:: PROVIDED MATERIAL ::
━━━━━━━━━━━━━━━━━━━━━━━━━━━━━━

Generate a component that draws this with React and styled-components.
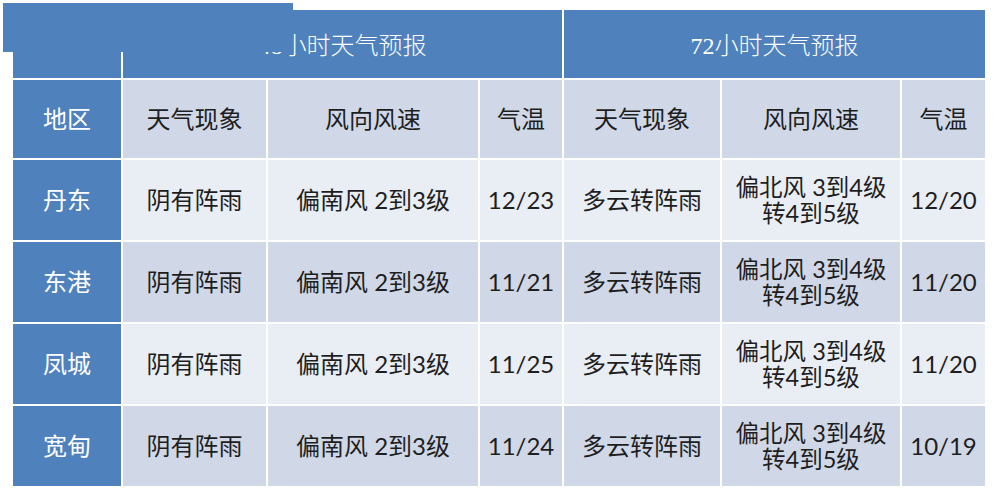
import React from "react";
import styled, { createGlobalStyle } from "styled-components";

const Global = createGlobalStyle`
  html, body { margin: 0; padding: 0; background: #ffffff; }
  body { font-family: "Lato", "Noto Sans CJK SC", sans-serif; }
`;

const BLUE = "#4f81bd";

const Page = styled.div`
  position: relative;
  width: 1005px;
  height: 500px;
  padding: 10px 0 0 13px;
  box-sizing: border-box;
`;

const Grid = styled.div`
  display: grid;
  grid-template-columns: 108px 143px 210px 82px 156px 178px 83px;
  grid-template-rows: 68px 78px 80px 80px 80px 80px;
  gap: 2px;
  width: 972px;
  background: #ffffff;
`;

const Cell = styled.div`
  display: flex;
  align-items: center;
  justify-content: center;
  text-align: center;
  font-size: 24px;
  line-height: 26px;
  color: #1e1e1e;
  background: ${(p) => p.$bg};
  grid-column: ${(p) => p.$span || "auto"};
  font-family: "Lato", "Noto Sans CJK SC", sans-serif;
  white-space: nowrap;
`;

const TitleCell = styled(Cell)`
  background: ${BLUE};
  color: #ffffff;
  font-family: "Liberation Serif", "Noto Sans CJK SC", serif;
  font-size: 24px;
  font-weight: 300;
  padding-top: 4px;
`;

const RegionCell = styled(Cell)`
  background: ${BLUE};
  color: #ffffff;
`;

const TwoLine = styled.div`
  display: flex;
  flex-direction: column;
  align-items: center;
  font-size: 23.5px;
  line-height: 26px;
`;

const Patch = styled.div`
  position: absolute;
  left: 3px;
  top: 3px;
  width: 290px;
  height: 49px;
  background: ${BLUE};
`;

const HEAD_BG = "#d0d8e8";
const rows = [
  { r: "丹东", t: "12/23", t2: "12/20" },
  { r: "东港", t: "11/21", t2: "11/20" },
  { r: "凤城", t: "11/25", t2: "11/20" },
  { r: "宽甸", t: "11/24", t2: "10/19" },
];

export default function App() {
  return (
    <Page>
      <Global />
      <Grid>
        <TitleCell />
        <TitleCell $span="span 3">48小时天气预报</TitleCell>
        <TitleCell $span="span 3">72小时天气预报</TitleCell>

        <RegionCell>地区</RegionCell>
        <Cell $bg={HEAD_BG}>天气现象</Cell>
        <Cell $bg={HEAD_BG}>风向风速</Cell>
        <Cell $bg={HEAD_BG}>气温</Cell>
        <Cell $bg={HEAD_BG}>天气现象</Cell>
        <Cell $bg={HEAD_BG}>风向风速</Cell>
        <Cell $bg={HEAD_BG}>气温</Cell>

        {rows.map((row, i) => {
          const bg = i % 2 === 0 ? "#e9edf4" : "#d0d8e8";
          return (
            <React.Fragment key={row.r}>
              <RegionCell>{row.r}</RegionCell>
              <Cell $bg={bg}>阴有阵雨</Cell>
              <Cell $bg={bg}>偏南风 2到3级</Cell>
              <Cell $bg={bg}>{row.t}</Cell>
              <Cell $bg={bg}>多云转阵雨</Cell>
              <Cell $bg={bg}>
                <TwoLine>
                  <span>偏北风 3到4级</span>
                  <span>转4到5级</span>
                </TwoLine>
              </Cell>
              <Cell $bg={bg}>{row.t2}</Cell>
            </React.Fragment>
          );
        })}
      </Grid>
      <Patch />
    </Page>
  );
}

━━━━━━━━━━━━━━━━━━━━━━━━━━━━━━

:: GIVEN EXERCISE ::
Transcribe all the lines above exactly, apart from the pictures.

:: THE RESULT ::
Generate a component that draws this with React and styled-components.
import React from "react";
import styled, { createGlobalStyle } from "styled-components";

const Global = createGlobalStyle`
  html, body { margin: 0; padding: 0; background: #ffffff; }
  body { font-family: "Lato", "Noto Sans CJK SC", sans-serif; }
`;

const BLUE = "#4f81bd";

const Page = styled.div`
  position: relative;
  width: 1005px;
  height: 500px;
  padding: 10px 0 0 13px;
  box-sizing: border-box;
`;

const Grid = styled.div`
  display: grid;
  grid-template-columns: 108px 143px 210px 82px 156px 178px 83px;
  grid-template-rows: 68px 78px 80px 80px 80px 80px;
  gap: 2px;
  width: 972px;
  background: #ffffff;
`;

const Cell = styled.div`
  display: flex;
  align-items: center;
  justify-content: center;
  text-align: center;
  font-size: 24px;
  line-height: 26px;
  color: #1e1e1e;
  background: ${(p) => p.$bg};
  grid-column: ${(p) => p.$span || "auto"};
  font-family: "Lato", "Noto Sans CJK SC", sans-serif;
  white-space: nowrap;
`;

const TitleCell = styled(Cell)`
  background: ${BLUE};
  color: #ffffff;
  font-family: "Liberation Serif", "Noto Sans CJK SC", serif;
  font-size: 24px;
  font-weight: 300;
  padding-top: 4px;
`;

const RegionCell = styled(Cell)`
  background: ${BLUE};
  color: #ffffff;
`;

const TwoLine = styled.div`
  display: flex;
  flex-direction: column;
  align-items: center;
  font-size: 23.5px;
  line-height: 26px;
`;

const Patch = styled.div`
  position: absolute;
  left: 3px;
  top: 3px;
  width: 290px;
  height: 49px;
  background: ${BLUE};
`;

const HEAD_BG = "#d0d8e8";
const rows = [
  { r: "丹东", t: "12/23", t2: "12/20" },
  { r: "东港", t: "11/21", t2: "11/20" },
  { r: "凤城", t: "11/25", t2: "11/20" },
  { r: "宽甸", t: "11/24", t2: "10/19" },
];

export default function App() {
  return (
    <Page>
      <Global />
      <Grid>
        <TitleCell />
        <TitleCell $span="span 3">48小时天气预报</TitleCell>
        <TitleCell $span="span 3">72小时天气预报</TitleCell>

        <RegionCell>地区</RegionCell>
        <Cell $bg={HEAD_BG}>天气现象</Cell>
        <Cell $bg={HEAD_BG}>风向风速</Cell>
        <Cell $bg={HEAD_BG}>气温</Cell>
        <Cell $bg={HEAD_BG}>天气现象</Cell>
        <Cell $bg={HEAD_BG}>风向风速</Cell>
        <Cell $bg={HEAD_BG}>气温</Cell>

        {rows.map((row, i) => {
          const bg = i % 2 === 0 ? "#e9edf4" : "#d0d8e8";
          return (
            <React.Fragment key={row.r}>
              <RegionCell>{row.r}</RegionCell>
              <Cell $bg={bg}>阴有阵雨</Cell>
              <Cell $bg={bg}>偏南风 2到3级</Cell>
              <Cell $bg={bg}>{row.t}</Cell>
              <Cell $bg={bg}>多云转阵雨</Cell>
              <Cell $bg={bg}>
                <TwoLine>
                  <span>偏北风 3到4级</span>
                  <span>转4到5级</span>
                </TwoLine>
              </Cell>
              <Cell $bg={bg}>{row.t2}</Cell>
            </React.Fragment>
          );
        })}
      </Grid>
      <Patch />
    </Page>
  );
}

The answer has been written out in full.